Trying to Keep an Open Mind

As a student, I worked with all sorts of fledgling languages for accessing relational databases. I still have textbooks and manuals that contain the syntax for Quel, Square, QBE (Query-by-Example) and what was originally called SEQUEL. I have written code in COBOL and Fortran to access flat-file databases. I even developed a small prototype of an RDBMS that was constructed entirely in LISP. I did not start out hating them all. Working with Oracle’s SQL implementation changed the way that I looked at data, and to be honest, I tend to see sets of data where others see row after row. Now, I’m stuck. Iterating through data when it isn’t necessary really bothers me. Programming paradigms which encourage that view get me agitated. Bringing thousands of rows up to the middle tier, just to examine and discard almost all of them makes me crazy.
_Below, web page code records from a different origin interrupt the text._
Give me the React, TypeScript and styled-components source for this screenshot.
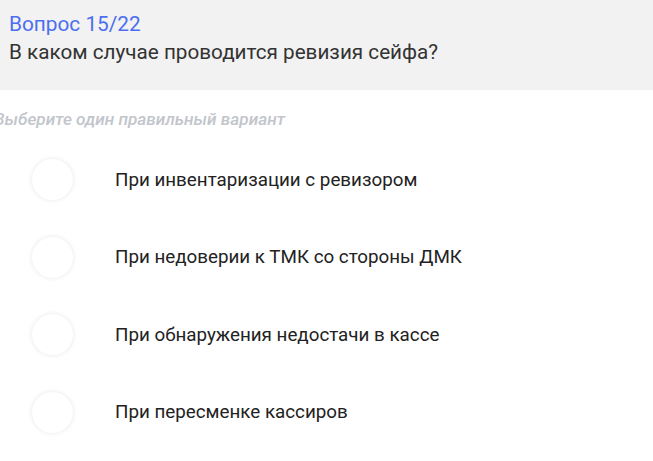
import React from "react";
import styled, { createGlobalStyle } from "styled-components";

const Global = createGlobalStyle`
  html, body { margin: 0; padding: 0; background: #ffffff; }
  body { font-family: Roboto, "Noto Sans", sans-serif; overflow: hidden; }
`;

const Page = styled.div`
  width: 653px;
  height: 461px;
  background: #ffffff;
  overflow: hidden;
`;

const Header = styled.header`
  background: #f2f2f2;
  height: 90px;
  box-sizing: border-box;
  padding: 11px 9px 0;
  display: flex;
  flex-direction: column;
  gap: 2px;
`;

const Counter = styled.div`
  color: #4c6ef0;
  font-size: 20.8px;
  line-height: 26px;
`;

const Question = styled.div`
  color: #333333;
  font-size: 20.7px;
  line-height: 26px;
`;

const Hint = styled.div`
  margin: 19px 0 0 -6px;
  color: #c2c5cb;
  font-size: 17.2px;
  font-weight: 500;
  font-style: italic;
  line-height: 20px;
`;

const Options = styled.ul`
  list-style: none;
  margin: 30px 0 0;
  padding: 0 0 0 32px;
  display: flex;
  flex-direction: column;
  gap: 36.5px;
`;

const Option = styled.li`
  display: flex;
  align-items: center;
  gap: 42px;
  height: 41px;
`;

const Radio = styled.span`
  flex: none;
  width: 41px;
  height: 41px;
  border-radius: 50%;
  background: #ffffff;
  box-shadow: 0 0 4px 1px rgba(0, 0, 0, 0.07);
`;

const Label = styled.span`
  color: #222222;
  font-size: 18.8px;
`;

const answers = [
  "При инвентаризации с ревизором",
  "При недоверии к ТМК со стороны ДМК",
  "При обнаружения недостачи в кассе",
  "При пересменке кассиров",
];

export default function App() {
  return (
    <Page>
      <Global />
      <Header>
        <Counter>Вопрос 15/22</Counter>
        <Question>В каком случае проводится ревизия сейфа?</Question>
      </Header>
      <Hint>Выберите один правильный вариант</Hint>
      <Options>
        {answers.map((a) => (
          <Option key={a}>
            <Radio />
            <Label>{a}</Label>
          </Option>
        ))}
      </Options>
    </Page>
  );
}
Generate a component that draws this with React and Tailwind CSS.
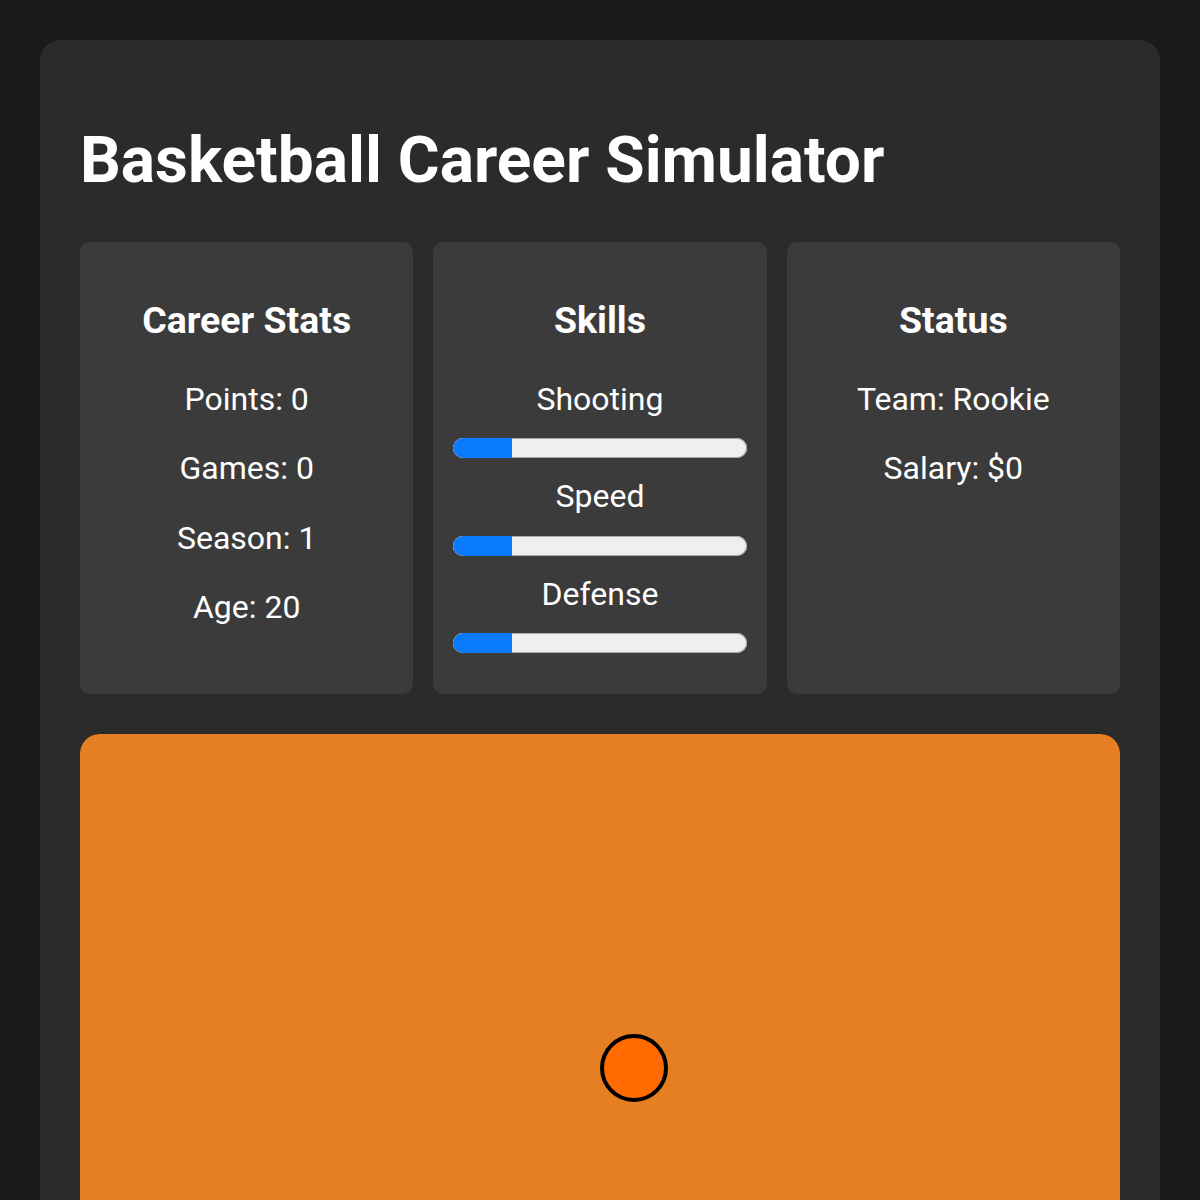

Just seeing the syntax associated with any of these things is enough to make me dismissive. I know that not everyone sees things the same way that I do. I’m trying to keep an open mind, but decades of database bigotry make it something that I continue to struggle with. I have to assume that someday I’ll encounter a new paradigm that changes my view of the world. However, for now, if I’m going to be working with a database, it’s Oracle and SQL above all others.